Go through the listing and copy each line with the string "components".

— START OF Rows —

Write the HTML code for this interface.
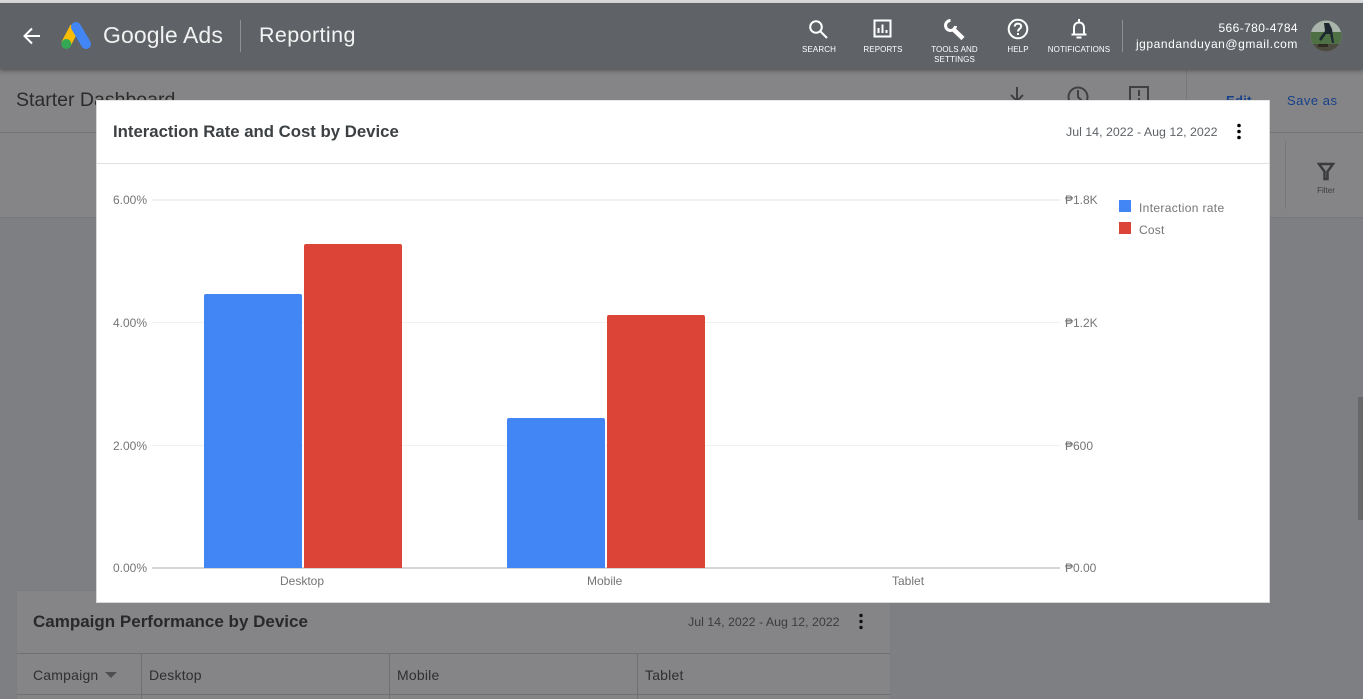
<!DOCTYPE html>
<html><head><meta charset="utf-8">
<style>
*{box-sizing:border-box}
html,body{margin:0;padding:0;width:1363px;height:699px;overflow:hidden;background:#7e7f82;font-family:"Liberation Sans",sans-serif}
.a{position:absolute;white-space:nowrap}
.nav{color:#fff;font-size:8px;letter-spacing:.1px;text-align:center;line-height:10px}
.ax{color:#757575;font-size:12px;line-height:14px}
.bar{position:absolute}
.line{position:absolute;left:152px;width:908px;height:1px;background:#f0f0f0}
</style></head><body>
<div class="a" style="left:0;top:0;width:1363px;height:3px;background:#dadada"></div>
<div class="a" style="left:0;top:70px;width:1363px;height:148px;background:#858587"></div>
<div class="a" style="left:0;top:132px;width:1363px;height:1px;background:#737476"></div>
<div class="a" style="left:0;top:217px;width:1363px;height:1px;background:#77787a"></div>
<div class="a" style="left:1186px;top:70px;width:1px;height:62px;background:#77787a"></div>
<div class="a" style="left:1285px;top:141px;width:1px;height:68px;background:#77787a"></div>
<div class="a" style="left:16px;top:88px;font-size:19.500px;line-height:24px;color:#2b2b2c">Starter Dashboard</div>
<svg class="a" style="left:1000px;top:80px" width="150" height="24" fill="none" stroke="#3f4042" stroke-width="2">
<path d="M17 7V20M11 15l6 6 6-6M9 25h16"/><circle cx="78" cy="17" r="9.500"/><path d="M78 10v7l5 5"/><rect x="130" y="7" width="18" height="18"/><path d="M139 10v6M139 18v2"/></svg>
<div class="a" style="left:1226px;top:93px;font-size:13px;line-height:16px;color:#17408a;font-weight:bold;letter-spacing:.3px">Edit</div>
<div class="a" style="left:1287px;top:93px;font-size:13px;line-height:16px;color:#17408a;letter-spacing:.5px">Save as</div>
<svg class="a" style="left:1316px;top:161px" width="20" height="20" fill="none" stroke="#3a3b3d" stroke-width="2.500"><path d="M3 3H17L11.500 10.500V18H8.500V10.500Z"/></svg>
<div class="a" style="left:1316px;top:186px;font-size:8px;line-height:10px;color:#3d3e40;width:20px;text-align:center">Filter</div>

<div class="a" style="left:16px;top:590px;width:875px;height:109px;background:#858587;border:1px solid #7c7d7f;border-bottom:0"></div>
<div class="a" style="left:17px;top:653px;width:873px;height:1px;background:#6f7072"></div>
<div class="a" style="left:17px;top:694px;width:873px;height:1px;background:#6f7072"></div>
<div class="a" style="left:141px;top:654px;width:1px;height:45px;background:#6f7072"></div>
<div class="a" style="left:389px;top:654px;width:1px;height:45px;background:#6f7072"></div>
<div class="a" style="left:637px;top:654px;width:1px;height:45px;background:#6f7072"></div>
<div class="a" style="left:33px;top:611px;font-size:17px;line-height:22px;font-weight:bold;color:#29292a">Campaign Performance by Device</div>
<div class="a" style="left:688px;top:615px;font-size:12.400px;line-height:15px;color:#3b3c3e">Jul 14, 2022 - Aug 12, 2022</div>
<svg class="a" style="left:856px;top:612px" width="10" height="20" fill="#111"><circle cx="5" cy="3.500" r="1.700"/><circle cx="5" cy="9.500" r="1.700"/><circle cx="5" cy="15.500" r="1.700"/></svg>
<div class="a" style="left:33px;top:667px;font-size:14px;line-height:17px;color:#2f2f31;letter-spacing:.2px">Campaign</div>
<div class="a" style="left:105px;top:672px;width:0;height:0;border-left:6px solid transparent;border-right:6px solid transparent;border-top:6px solid #4e4f51"></div>
<div class="a" style="left:149px;top:667px;font-size:14px;line-height:17px;color:#2f2f31;letter-spacing:.2px">Desktop</div>
<div class="a" style="left:397px;top:667px;font-size:14px;line-height:17px;color:#2f2f31;letter-spacing:.2px">Mobile</div>
<div class="a" style="left:645px;top:667px;font-size:14px;line-height:17px;color:#2f2f31;letter-spacing:.2px">Tablet</div>
<div class="a" style="left:1358px;top:397px;width:5px;height:123px;background:#67686a"></div>

<!-- header -->
<div class="a" style="left:0;top:3px;width:1363px;height:66px;background:#5f6368;box-shadow:0 2px 4px rgba(40,40,40,.45)"></div>
<svg class="a" style="left:22px;top:26px" width="20" height="20" fill="none" stroke="#fff" stroke-width="2"><path d="M18 10H3M10 2.500L2.500 10L10 17.500"/></svg>
<svg class="a" style="left:60px;top:21px" width="32" height="29">
<path d="M6 23L15 6" stroke="#fbbc04" stroke-width="10"/>
<path d="M16 6L26 23" stroke="#4285f4" stroke-width="10" stroke-linecap="round"/>
<circle cx="6.300" cy="23" r="5" fill="#34a853"/></svg>
<div class="a" style="left:103px;top:21px;font-size:23px;line-height:29px;color:#f1f1f1;letter-spacing:.1px">Google Ads</div>
<div class="a" style="left:240px;top:20px;width:1px;height:32px;background:#8d9094"></div>
<div class="a" style="left:259px;top:21px;font-size:21.500px;line-height:28px;color:#f4f4f4;letter-spacing:.4px">Reporting</div>

<svg class="a" style="left:808px;top:19px" width="22" height="20" fill="none" stroke="#fff" stroke-width="2"><circle cx="8" cy="8" r="5.800"/><path d="M12.500 12.500L19 19"/></svg>
<div class="a nav" style="left:799px;top:45px;width:40px">SEARCH</div>
<svg class="a" style="left:873px;top:19px" width="20" height="20" fill="none" stroke="#fff" stroke-width="2"><rect x="1.500" y="1.500" width="16" height="16"/><path d="M5.500 9v5M9.500 5.500V14M13.500 11v3"/></svg>
<div class="a nav" style="left:858px;top:45px;width:50px">REPORTS</div>
<svg class="a" style="left:943px;top:18px" width="24" height="24" fill="none" stroke="#fff"><path d="M9.500 10.500L20 20.500" stroke-width="4.500"/><path d="M7.500 2.500A5 5 0 1 0 12.500 8" stroke-width="3"/></svg>
<div class="a nav" style="left:922px;top:45px;width:65px">TOOLS AND<br>SETTINGS</div>
<svg class="a" style="left:1007px;top:18px" width="22" height="22" fill="none" stroke="#fff" stroke-width="2"><circle cx="11" cy="11" r="9.300"/><path d="M7.800 8.500C7.800 6.500 9.300 5.600 11 5.600C12.800 5.600 14.200 6.800 14.200 8.400C14.200 10.500 11 10.800 11 13.500M11 15v2"/></svg>
<div class="a nav" style="left:998px;top:45px;width:40px">HELP</div>
<svg class="a" style="left:1069px;top:18px" width="20" height="22" fill="none" stroke="#fff" stroke-width="2"><path d="M10 1v3M5 16V10C5 6.500 7 4.500 10 4.500C13 4.500 15 6.500 15 10V16M2.500 16.500H17.500M7.500 19.500H12.500"/></svg>
<div class="a nav" style="left:1044px;top:45px;width:70px">NOTIFICATIONS</div>
<div class="a" style="left:1122px;top:20px;width:1px;height:32px;background:#8d9094"></div>
<div class="a" style="right:65px;top:21px;font-size:12px;line-height:14px;color:#fff;letter-spacing:.4px">566-780-4784</div>
<div class="a" style="right:65px;top:37px;font-size:12px;line-height:14px;color:#fff;letter-spacing:.57px">jgpandanduyan@gmail.com</div>
<svg class="a" style="left:1310px;top:20px" width="32" height="32">
<defs><clipPath id="c"><circle cx="16" cy="16" r="15.500"/></clipPath></defs>
<g clip-path="url(#c)"><rect width="32" height="32" fill="#a9b5ab"/><rect y="12" width="32" height="12" fill="#4f7044"/><rect y="24" width="32" height="8" fill="#4d4a40"/><path d="M14 3h5l3 6 2 14h-2l-2-9h-4l-5 7-2-2 6-8z" fill="#1c2730"/><rect x="8" y="24" width="10" height="3" fill="#2e2a22"/></g></svg>

<!-- modal -->
<div class="a" style="left:96px;top:100px;width:1174px;height:503px;background:#fff;border:1px solid #d8d8d8;border-top-color:#e6e6e6"></div>
<div class="a" style="left:97px;top:163px;width:1172px;height:1px;background:#e0e0e0"></div>
<div class="a" style="left:113px;top:121px;font-size:16.750px;line-height:22px;font-weight:bold;color:#3c4043">Interaction Rate and Cost by Device</div>
<div class="a" style="left:1066px;top:125px;font-size:12.400px;line-height:15px;color:#5f6368">Jul 14, 2022 - Aug 12, 2022</div>
<svg class="a" style="left:1234px;top:122px" width="10" height="20" fill="#000"><circle cx="5" cy="3.500" r="1.800"/><circle cx="5" cy="9.500" r="1.800"/><circle cx="5" cy="15.500" r="1.800"/></svg>

<div class="line" style="top:199px;height:2px"></div>
<div class="line" style="top:322px"></div>
<div class="line" style="top:445px"></div>
<div class="line" style="top:567px;height:2px;background:#d6d6d6"></div>
<div class="a ax" style="left:113px;top:193px">6.00%</div>
<div class="a ax" style="left:113px;top:316px">4.00%</div>
<div class="a ax" style="left:113px;top:439px">2.00%</div>
<div class="a ax" style="left:113px;top:561px">0.00%</div>
<div class="a ax" style="left:1065px;top:193px">₱1.8K</div>
<div class="a ax" style="left:1065px;top:316px">₱1.2K</div>
<div class="a ax" style="left:1065px;top:439px">₱600</div>
<div class="a ax" style="left:1065px;top:561px">₱0.00</div>
<div class="bar" style="left:204px;top:294px;width:98px;height:274px;background:#4285f4;border-radius:2px 2px 0 0"></div>
<div class="bar" style="left:304px;top:244px;width:98px;height:324px;background:#db4437;border-radius:2px 2px 0 0"></div>
<div class="bar" style="left:507px;top:418px;width:98px;height:150px;background:#4285f4;border-radius:2px 2px 0 0"></div>
<div class="bar" style="left:607px;top:315px;width:98px;height:253px;background:#db4437;border-radius:2px 2px 0 0"></div>
<div class="a ax" style="left:280px;top:574px">Desktop</div>
<div class="a ax" style="left:587px;top:574px">Mobile</div>
<div class="a ax" style="left:892px;top:574px">Tablet</div>
<div class="a" style="left:1119px;top:200px;width:12px;height:12px;background:#4285f4"></div>
<div class="a" style="left:1119px;top:222px;width:12px;height:12px;background:#db4437"></div>
<div class="a ax" style="left:1139px;top:201px;letter-spacing:.34px">Interaction rate</div>
<div class="a ax" style="left:1139px;top:223px;letter-spacing:.2px">Cost</div>
</body></html>
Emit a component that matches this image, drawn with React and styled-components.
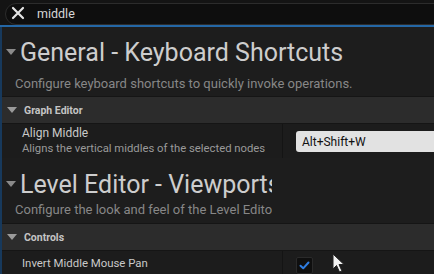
import styled, { createGlobalStyle } from "styled-components";

const GlobalStyle = createGlobalStyle`
  html, body {
    margin: 0;
    padding: 0;
    background: #151515;
    overflow: hidden;
  }
  body {
    font-family: Roboto, "Noto Sans", sans-serif;
  }
`;

const Page = styled.div`
  width: 434px;
  height: 274px;
  overflow: hidden;
  display: flex;
  flex-direction: column;
  background: #151515;
`;

const SearchArea = styled.div`
  height: 25px;
  padding: 3px 0 0 5px;
  box-sizing: border-box;
  background: #141414;
  display: flex;
`;

const SearchPill = styled.div`
  flex: 1;
  margin-right: -20px;
  height: 22px;
  border: 1px solid #2c2c2c;
  border-radius: 11px 0 0 11px;
  background: #0e0e0e;
  display: flex;
  align-items: center;
  gap: 12px;
  padding: 0 0 2px 5px;
  box-sizing: border-box;
`;

const SearchText = styled.span`
  color: #d6d6d6;
  font-size: 12.5px;
`;

const Spacer = styled.div`
  height: 5px;
  background: #1b1b1b;
  border-bottom: 2px solid #2467a6;
`;

const Content = styled.div`
  flex: 1;
  background: #1d1d1d;
  border-left: 2px solid #17395c;
`;

const SectionHead = styled.div`
  max-width: ${(p) => p.$clip || 440}px;
  overflow: hidden;
  white-space: nowrap;
  padding: ${(p) => p.$pad} 0 0 4px;
`;

const Heading = styled.div`
  display: flex;
  align-items: center;
  gap: 4px;
  color: #cdcdcd;
  font-size: 25px;
  height: 36px;

  svg {
    flex-shrink: 0;
  }
`;

const Description = styled.div`
  color: #878787;
  font-size: 13px;
  padding: ${(p) => p.$pad}px 0 0 9px;
  height: ${(p) => p.$h}px;
`;

const Band = styled.div`
  height: 26px;
  background: #2c2c2c;
  border-top: 1px solid #151515;
  border-bottom: 1px solid #151515;
  display: flex;
  align-items: center;
  gap: 7px;
  padding-left: 5px;
  color: #c4c4c4;
  font-size: 10.5px;
  font-weight: bold;
`;

const Row = styled.div`
  display: grid;
  grid-template-columns: 281px 1fr;
  height: ${(p) => p.$h}px;
  background: #1c1c1c;
`;

const NameCell = styled.div`
  border-right: 1px solid #141414;
  padding: ${(p) => p.$pad} 0 0 20px;
  white-space: nowrap;
  overflow: hidden;
`;

const Title = styled.div`
  color: #c9c9c9;
  font-size: ${(p) => p.$size || 12}px;
`;

const Hint = styled.div`
  color: #9a9a9a;
  font-size: 11.3px;
  margin-top: 2px;
`;

const ValueCell = styled.div`
  display: flex;
  align-items: flex-start;
  padding-top: ${(p) => p.$pad};
  padding-left: 13px;
  position: relative;
`;

const KeyInput = styled.div`
  flex: 1;
  margin-right: -10px;
  height: 21px;
  background: #e2e2e2;
  border-radius: 3px 0 0 3px;
  color: #111;
  font-size: 12px;
  display: flex;
  align-items: center;
  padding-left: 6px;
`;

const Check = styled.div`
  width: 17px;
  height: 17px;
  border-radius: 2px;
  background: #0f0f0f;
  border: 1px solid #2a2a2a;
  box-sizing: border-box;
  display: flex;
  align-items: center;
  justify-content: center;
`;

const Cursor = styled.svg`
  position: absolute;
  left: 49px;
  top: 2px;
`;

const Arrow = ({ size = 8, color = "#8a8a8a" }) => (
  <svg width={size} height={size * 0.6} viewBox="0 0 10 6">
    <path d="M0 0 L10 0 L5 6 Z" fill={color} />
  </svg>
);

export default function App() {
  return (
    <Page>
      <GlobalStyle />
      <SearchArea>
        <SearchPill>
          <svg width="14" height="14" viewBox="0 0 14 14">
            <path d="M2 2 L12 12 M12 2 L2 12" stroke="#e4e4e4" strokeWidth="2.2" strokeLinecap="round" />
          </svg>
          <SearchText>middle</SearchText>
        </SearchPill>
      </SearchArea>
      <Spacer />
      <Content>
        <SectionHead $pad="7px">
          <Heading>
            <Arrow size={10} />
            General - Keyboard Shortcuts
          </Heading>
          <Description $pad={6} $h={20}>
            Configure keyboard shortcuts to quickly invoke operations.
          </Description>
        </SectionHead>
        <Band>
          <Arrow size={10} color="#9a9a9a" />
          Graph Editor
        </Band>
        <Row $h={34}>
          <NameCell $pad="2px">
            <Title>Align Middle</Title>
            <Hint>Aligns the vertical middles of the selected nodes</Hint>
          </NameCell>
          <ValueCell $pad="7px">
            <KeyInput>Alt+Shift+W</KeyInput>
          </ValueCell>
        </Row>
        <SectionHead $clip={266} $pad="8px">
          <Heading>
            <Arrow size={10} />
            Level Editor - Viewports
          </Heading>
          <Description $pad={0} $h={21}>
            Configure the look and feel of the Level Editor
          </Description>
        </SectionHead>
        <Band>
          <Arrow size={10} color="#9a9a9a" />
          Controls
        </Band>
        <Row $h={30}>
          <NameCell $pad="5px">
            <Title $size={11.4}>Invert Middle Mouse Pan</Title>
          </NameCell>
          <ValueCell $pad="6px">
            <Check>
              <svg width="11" height="9" viewBox="0 0 11 9">
                <path d="M1.5 4.8 L4.2 7.3 L9.5 1.5" stroke="#2f7de1" strokeWidth="2" fill="none" strokeLinecap="round" strokeLinejoin="round" />
              </svg>
            </Check>
            <Cursor width="14" height="20" viewBox="0 0 14 20">
              <path d="M1 1 L1 16 L4.5 12.5 L7.5 19 L10 18 L7 11.5 L12 11.5 Z" fill="#f2f2f2" stroke="#222" strokeWidth="1" />
            </Cursor>
          </ValueCell>
        </Row>
      </Content>
    </Page>
  );
}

— END OF Rows —

**Worked solution**
Emit a component that matches this image, drawn with React and styled-components.
import styled, { createGlobalStyle } from "styled-components";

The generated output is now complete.